REVIEW by Megan King25/04/2012
by Karen Russell
Ava is the youngest member of the famous Bigtree alligator wrestling dynasty. She has spent her whole life on the same swamp-locked island, working for the family business. Swamplandia is the number one gator-themed park in the Florida Everglades and the only world Eva has ever known. But the star of the show, Ava’s mother Hilola, has just died. Her father, Chief Bigtree has disappeared on a ‘business trip’. Older brother Kiwi is working at a rival theme park, and the tourists have stopped coming. Left to fester in the decaying park with a sister who’s threatening to elope with ghost, Ava faces a terrifying journey into the depths of the swamp to save everything she has ever known.
The Bigtrees first appeared in author Karen Russell’s critically acclaimed collection of short stories, St Lucy’s Home for Girls Raised by Wolves. Russell’s short fiction credentials are obvious when reading the novel. A swamp theme park run by a family of alligator wrestlers creates the kind of surrealist tableaux that has flourished in flash and microfiction. The challenge lies in developing this initial image into a larger narrative. Russell achieves this by imposing the wider world onto the family. In Swampladia
, commercialism invades the family space and confronts the gothic fairy tale the Chief Bigtree has created for Ava and her siblings.
This modern world is always portrayed as far more intimating than the snapping mouths of the Gators that they have grown up alongside. The spectre of Swampladia's rival, World of Darkness, looms over the Bigtree’s archaic park. Kiwi soon gets lost in this modern Leviathan (literally and metaphorically; the park’s main attraction is a gargantuan water ride in the shape of the biblical whale). You would expect Kiwi’s sections of the novel to offer some respite from the surrealism of Swamplandia, since he is so desperate to find normality. However, the shift to third person simply shows the bizarre nature of the mainland in greater clarity. Exposed to the baffling nuances of dating, work and friendships, Kiwi offers the reader the most complex and satisfying narrative journey. On Swamplandia, he was the pillar of normality. On the mainland, he is forced to question the exactly what ‘normal’ entails.

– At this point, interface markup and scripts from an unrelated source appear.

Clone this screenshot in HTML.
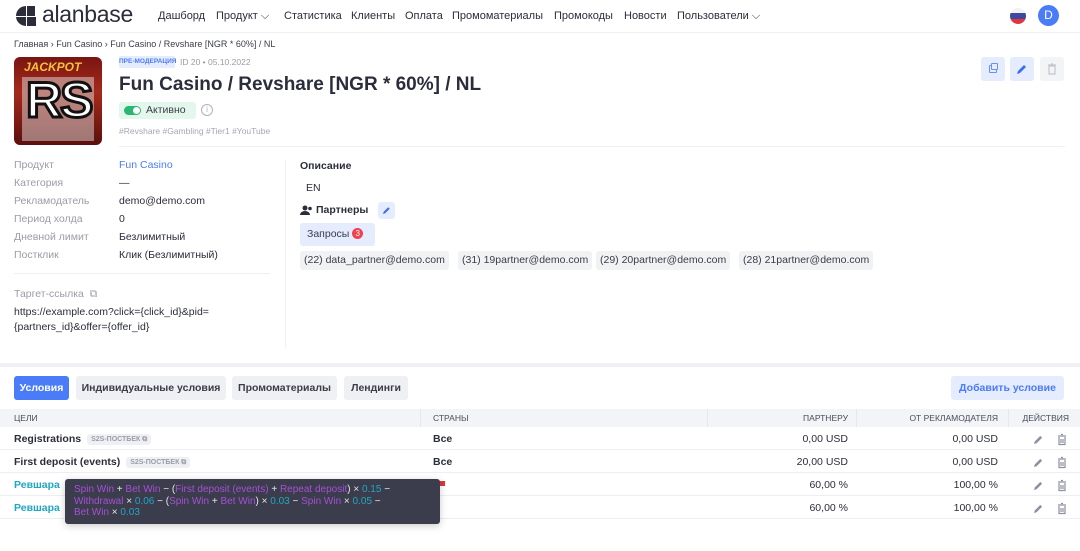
<!DOCTYPE html>
<html><head><meta charset="utf-8"><style>
*{box-sizing:border-box;margin:0;padding:0}
body{width:1080px;height:551px;overflow:hidden;background:#fff;font-family:"Liberation Sans",sans-serif;color:#2b2d3b;position:relative}
.a{position:absolute;white-space:nowrap}
.nav{font-size:11px;color:#2b2d3b;top:10px}
.lbl{font-size:10.5px;color:#9a9ca8;left:14px}
.val{font-size:10.5px;color:#2b2d3b;left:119px}
.chip{position:absolute;top:251px;height:19px;background:#f1f2f4;border-radius:3px;font-size:10.5px;line-height:19px;padding:0 4px;color:#3a3c48}
.tab{position:absolute;top:376px;height:24px;border-radius:3px;background:#eef0f3;font-size:10.5px;font-weight:bold;line-height:24px;text-align:center;color:#3a3c48}
.th{font-size:8.5px;color:#4a4c58;top:413px}
.row{position:absolute;left:0;width:1080px;height:23px;border-bottom:1px solid #eceef2}
.c{font-size:10.5px;top:6px;position:absolute;white-space:nowrap}
.pb{font-size:7px;font-weight:bold;color:#9a9ca8;background:#eef0f3;border-radius:3px;padding:2px 4px;margin-left:6px;vertical-align:1px}
.p{color:#a64fd6}.t{color:#1fa7c2}.w{color:#e6e6ee}
.ic{position:absolute;left:1033px;top:5px}
</style></head><body>
<div class="a" style="left:0;top:32px;width:1080px;height:1px;background:#eef0f3"></div>
<svg class="a" style="left:14px;top:5px" width="24" height="22" viewBox="0 0 24 22"><path d="M2 11a10 10 0 0 1 10-10v10z M13 1h8v10h-8z M2 12h10v9a10 10 0 0 1-10-9z M13 12h9v9h-9z" fill="#2b2d3b"/></svg>
<div class="a" style="left:42px;top:1px;font-size:23px;color:#2b2d3b;letter-spacing:-0.3px">alanbase</div>
<div class="a nav" style="left:158px">Дашборд</div>
<div class="a nav" style="left:216px">Продукт ⌵</div>
<div class="a nav" style="left:284px">Статистика</div>
<div class="a nav" style="left:351px">Клиенты</div>
<div class="a nav" style="left:405px">Оплата</div>
<div class="a nav" style="left:452px">Промоматериалы</div>
<div class="a nav" style="left:554px">Промокоды</div>
<div class="a nav" style="left:624px">Новости</div>
<div class="a nav" style="left:677px">Пользователи ⌵</div>
<div class="a" style="left:1010px;top:8px;width:16px;height:16px;border-radius:50%;overflow:hidden"><div style="height:5.3px;background:#f2f2f2"></div><div style="height:5.3px;background:#3b4aa0"></div><div style="height:5.4px;background:#e3343a"></div></div>
<div class="a" style="left:1038px;top:5px;width:21px;height:21px;border-radius:50%;background:#4a7cf7;color:#fff;font-size:12px;line-height:21px;text-align:center">D</div>
<div class="a" style="left:14px;top:39px;font-size:9px;color:#3a3c48">Главная › Fun Casino › Fun Casino / Revshare [NGR * 60%] / NL</div>
<div class="a" style="left:14px;top:57px;width:88px;height:88px;border-radius:6px;background:linear-gradient(#7a1512,#a52a1c 40%,#5c0f0c);overflow:hidden">
<div style="position:absolute;left:10px;top:3px;font-size:12px;font-weight:bold;color:#f3c23a;font-style:italic">JACKPOT</div>
<div style="position:absolute;left:8px;top:20px;width:72px;height:64px;background:#ddd;opacity:.5"></div>
<div style="position:absolute;left:12px;top:14px;font-size:50px;font-weight:bold;color:#fff;-webkit-text-stroke:3px #111;letter-spacing:-2px">RS</div>
</div>
<div class="a" style="left:119px;top:56px;height:12px;width:56px;background:#e5ecfd;color:#4a7cf7;font-size:6.5px;font-weight:bold;line-height:12px;border-radius:2px;text-align:center">ПРЕ-МОДЕРАЦИЯ</div>
<div class="a" style="left:180px;top:57px;font-size:8.5px;color:#9a9ca8">ID 20 • 05.10.2022</div>
<div class="a" style="left:119px;top:74px;font-size:19px;font-weight:bold;color:#2b2d3b">Fun Casino / Revshare [NGR * 60%] / NL</div>
<div class="a" style="left:119px;top:102px;width:77px;height:17px;background:#e3f7ec;border-radius:3px"><div style="position:absolute;left:5px;top:4px;width:17px;height:9px;border-radius:5px;background:#2bb673"></div><div style="position:absolute;left:14px;top:5px;width:7px;height:7px;border-radius:50%;background:#fff"></div><div style="position:absolute;left:27px;top:2px;font-size:10.5px;color:#3a3c48">Активно</div></div>
<div class="a" style="left:201px;top:104px;width:12px;height:12px;border:1px solid #b0b2bc;border-radius:50%;font-size:8px;line-height:10px;text-align:center;color:#b0b2bc">i</div>
<div class="a" style="left:119px;top:126px;font-size:8.5px;color:#a5a7b2">#Revshare #Gambling #Tier1 #YouTube</div>
<div class="a" style="left:119px;top:146px;width:946px;height:1px;background:#eef0f3"></div>
<div class="a" style="left:981px;top:57px;width:24px;height:24px;background:#e5ecfd;border-radius:3px"><div style="position:absolute;left:8px;top:8px;width:8px;height:8px;border:1.3px solid #6d8ff5;border-radius:1px"></div><div style="position:absolute;left:10px;top:6px;width:7px;height:7px;border:1.3px solid #6d8ff5;border-radius:1px;background:#e5ecfd"></div></div>
<div class="a" style="left:1010px;top:57px;width:24px;height:24px;background:#e5ecfd;border-radius:3px"><svg width="24" height="24" viewBox="0 0 24 24"><path d="M7 17l1-3 6-6 2 2-6 6z" fill="#3d6df0"/></svg></div>
<div class="a" style="left:1040px;top:57px;width:24px;height:24px;background:#f3f4f6;border-radius:3px"><svg width="24" height="24" viewBox="0 0 24 24"><path d="M9 9h6v8h-6z M8 8h8 M11 7h2" stroke="#c3c5cc" fill="none" stroke-width="1.2"/></svg></div>
<div class="a lbl" style="top:159px">Продукт</div><div class="a val" style="top:159px;color:#4a7cf7">Fun Casino</div>
<div class="a lbl" style="top:177px">Категория</div><div class="a val" style="top:177px">—</div>
<div class="a lbl" style="top:195px">Рекламодатель</div><div class="a val" style="top:195px">demo@demo.com</div>
<div class="a lbl" style="top:213px">Период холда</div><div class="a val" style="top:213px">0</div>
<div class="a lbl" style="top:231px">Дневной лимит</div><div class="a val" style="top:231px">Безлимитный</div>
<div class="a lbl" style="top:249px">Постклик</div><div class="a val" style="top:249px">Клик (Безлимитный)</div>
<div class="a" style="left:14px;top:273px;width:256px;height:1px;background:#eef0f3"></div>
<div class="a lbl" style="top:288px">Таргет-ссылка &nbsp;⧉</div>
<div class="a" style="left:14px;top:305px;font-size:10.5px;line-height:15px;color:#2b2d3b">https://example.com?click={click_id}&amp;pid=<br>{partners_id}&amp;offer={offer_id}</div>
<div class="a" style="left:285px;top:160px;width:1px;height:188px;background:#eef0f3"></div>
<div class="a" style="left:300px;top:160px;font-size:10.5px;font-weight:bold">Описание</div>
<div class="a" style="left:306px;top:182px;font-size:10.5px">EN</div>
<svg class="a" style="left:300px;top:205px" width="13" height="11" viewBox="0 0 13 11"><circle cx="5" cy="3" r="2.5" fill="#2b2d3b"/><path d="M0 10a5 4 0 0 1 10 0z" fill="#2b2d3b"/><circle cx="10" cy="3.5" r="1.8" fill="#2b2d3b"/></svg>
<div class="a" style="left:316px;top:204px;font-size:10.5px;font-weight:bold">Партнеры</div>
<div class="a" style="left:378px;top:202px;width:17px;height:17px;background:#e5ecfd;border-radius:3px"><svg width="17" height="17" viewBox="0 0 17 17"><path d="M5 12l.7-2.2 4.5-4.5 1.5 1.5-4.5 4.5z" fill="#3d6df0"/></svg></div>
<div class="a" style="left:300px;top:223px;width:75px;height:23px;background:#e5ecfd;border-radius:3px;font-size:10.5px;line-height:23px;padding-left:7px;color:#3a3c48">Запросы <span style="display:inline-block;width:11px;height:11px;border-radius:50%;background:#f0424e;color:#fff;font-size:8px;line-height:11px;text-align:center;vertical-align:1px">3</span></div>
<div class="chip" style="left:300px">(22) data_partner@demo.com</div>
<div class="chip" style="left:458px">(31) 19partner@demo.com</div>
<div class="chip" style="left:596px">(29) 20partner@demo.com</div>
<div class="chip" style="left:739px">(28) 21partner@demo.com</div>
<div class="a" style="left:0;top:363px;width:1080px;height:4px;background:#f0f1f4"></div>
<div class="tab" style="left:14px;width:55px;background:#4a7cf7;color:#fff">Условия</div>
<div class="tab" style="left:76px;width:150px">Индивидуальные условия</div>
<div class="tab" style="left:232px;width:105px">Промоматериалы</div>
<div class="tab" style="left:344px;width:64px">Лендинги</div>
<div class="tab" style="left:951px;width:113px;background:#e5ecfd;color:#4a7cf7">Добавить условие</div>
<div class="a" style="left:0;top:409px;width:1080px;height:18px;background:#f3f4f7"></div>
<div class="a" style="left:420px;top:409px;width:1px;height:18px;background:#e6e8ec"></div>
<div class="a" style="left:707px;top:409px;width:1px;height:18px;background:#e6e8ec"></div>
<div class="a" style="left:856px;top:409px;width:1px;height:18px;background:#e6e8ec"></div>
<div class="a" style="left:1008px;top:409px;width:1px;height:18px;background:#e6e8ec"></div>
<div class="a th" style="left:14px">ЦЕЛИ</div>
<div class="a th" style="left:433px">СТРАНЫ</div>
<div class="a th" style="right:232px">ПАРТНЕРУ</div>
<div class="a th" style="right:82px">ОТ РЕКЛАМОДАТЕЛЯ</div>
<div class="a th" style="right:11px">ДЕЙСТВИЯ</div>
<svg width="0" height="0" style="position:absolute"><defs><g id="acts"><path d="M1 12l.8-2.6 5.5-5.5 1.8 1.8-5.5 5.5z" fill="#8e90a0"/><path d="M25 4h8 M28 2.5h2 M26 5v7.5h6v-7.5 M28 7v4 M30 7v4" stroke="#8e90a0" stroke-width="1.2" fill="none"/></g></defs></svg>
<div class="row" style="top:427px"><span class="c" style="left:14px;font-weight:bold">Registrations<span class="pb">S2S-ПОСТБЕК ⧉</span></span><span class="c" style="left:433px;font-weight:bold">Все</span><span class="c" style="right:232px">0,00 USD</span><span class="c" style="right:82px">0,00 USD</span><svg class="ic" width="36" height="14"><use href="#acts"/></svg></div>
<div class="row" style="top:450px"><span class="c" style="left:14px;font-weight:bold">First deposit (events)<span class="pb">S2S-ПОСТБЕК ⧉</span></span><span class="c" style="left:433px;font-weight:bold">Все</span><span class="c" style="right:232px">20,00 USD</span><span class="c" style="right:82px">0,00 USD</span><svg class="ic" width="36" height="14"><use href="#acts"/></svg></div>
<div class="row" style="top:473px"><span class="c" style="left:14px;font-weight:bold;color:#1fa7c2">Ревшара</span><span class="c" style="left:437px;top:8px;width:8px;height:5px;background:#e3343a"></span><span class="c" style="right:232px">60,00 %</span><span class="c" style="right:82px">100,00 %</span><svg class="ic" width="36" height="14"><use href="#acts"/></svg></div>
<div class="row" style="top:496px"><span class="c" style="left:14px;font-weight:bold;color:#1fa7c2">Ревшара</span><span class="c" style="right:232px">60,00 %</span><span class="c" style="right:82px">100,00 %</span><svg class="ic" width="36" height="14"><use href="#acts"/></svg></div>
<div class="a" style="left:65px;top:479px;width:375px;height:45px;background:#3c3d4c;border-radius:3px;box-shadow:0 2px 8px rgba(0,0,0,.2);padding:5px 9px;font-size:10px;line-height:11.5px;white-space:normal">
<span class="p">Spin Win</span> <span class="w">+</span> <span class="p">Bet Win</span> <span class="w">− (</span><span class="p">First deposit (events)</span> <span class="w">+</span> <span class="p">Repeat deposit</span><span class="w">) ×</span> <span class="t">0.15</span> <span class="w">−</span><br><span class="p">Withdrawal</span> <span class="w">×</span> <span class="t">0.06</span> <span class="w">− (</span><span class="p">Spin Win</span> <span class="w">+</span> <span class="p">Bet Win</span><span class="w">) ×</span> <span class="t">0.03</span> <span class="w">−</span> <span class="p">Spin Win</span> <span class="w">×</span> <span class="t">0.05</span> <span class="w">−</span><br><span class="p">Bet Win</span> <span class="w">×</span> <span class="t">0.03</span>
</div>
</body></html>
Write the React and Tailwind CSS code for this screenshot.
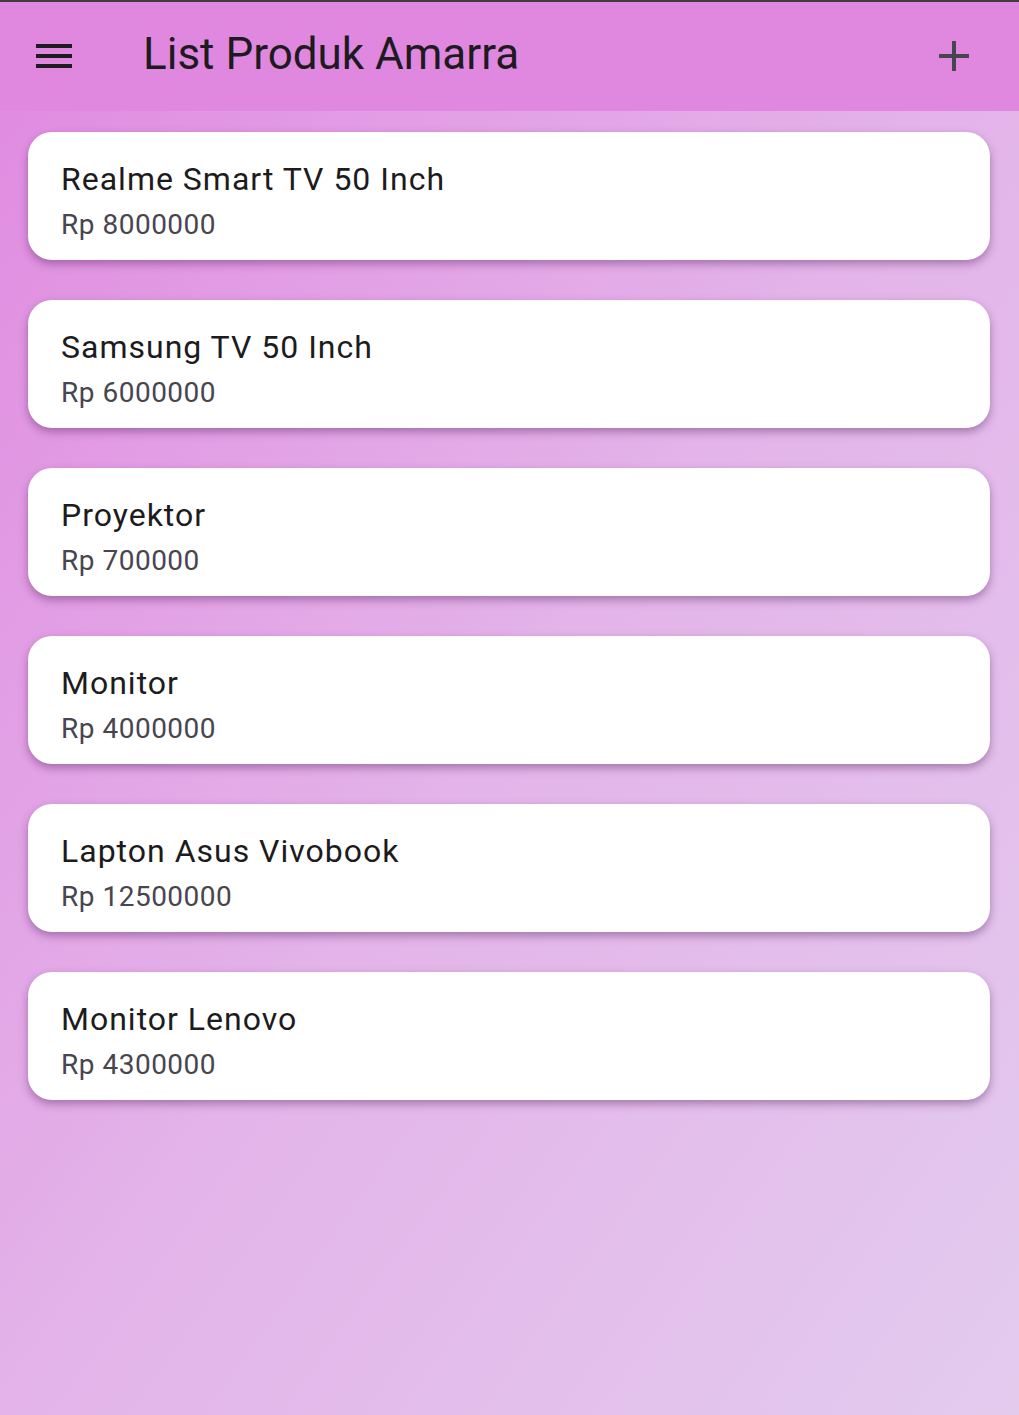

His sister, the glamorous Ossie, has the most overtly sentimental sub plot in the novel. She dabbles in spiritualism in search of her mother but conjures instead the spirit of a long dead Dredgemen whose tragedy lessens her own. Ava initially gets caught up in her sister’s adventures in the supernatural and even sets off on her own. This establishes the almost magical realist tone that is prevalent throughout. In pursuit of her sister, Ava journey’s into the Underworld of the swamp without entirely believing in its existence. It is her narration, with its reluctant cynicism, that takes the edge off what could be a whimsical and even twee novel. Her voice, although initially childlike, is the most objective. She sees her family and home for what they are. Alligator wrestling aside, the Bigtrees are much like any other family in the midst of a loss. There is a family tragedy, wrapped up in the heat and murky history of the swamp.
Following in a long tradition, Russell turns the landscape into a character. Although it is overtly dangerous and inherently mysterious, it offers the reader a tangible reality. While the characters impose their own, frequently supernatural meanings onto it, the swamp remains omnipresent and ambivalent. Russell’s seductively rich descriptions, paired with the bloody heritage of the swamp, create a remarkable backdrop to the narrative, showing the reader so much without ever needing to tell them outright.
, Russell has taken the intimidating leap from short fiction to a full length novel with a great deal of creative flair and narrative confidence. A premise that could have become irritating is grounded in a well-wrought drama. Although the plot is, at times, predictable, Russell still manages to knock you back with a few choice twists that give the novel a deeply unsettling edge. Intensely readable and darkly comic, Swamplandia
marks Russell’s coming-of-age as an author.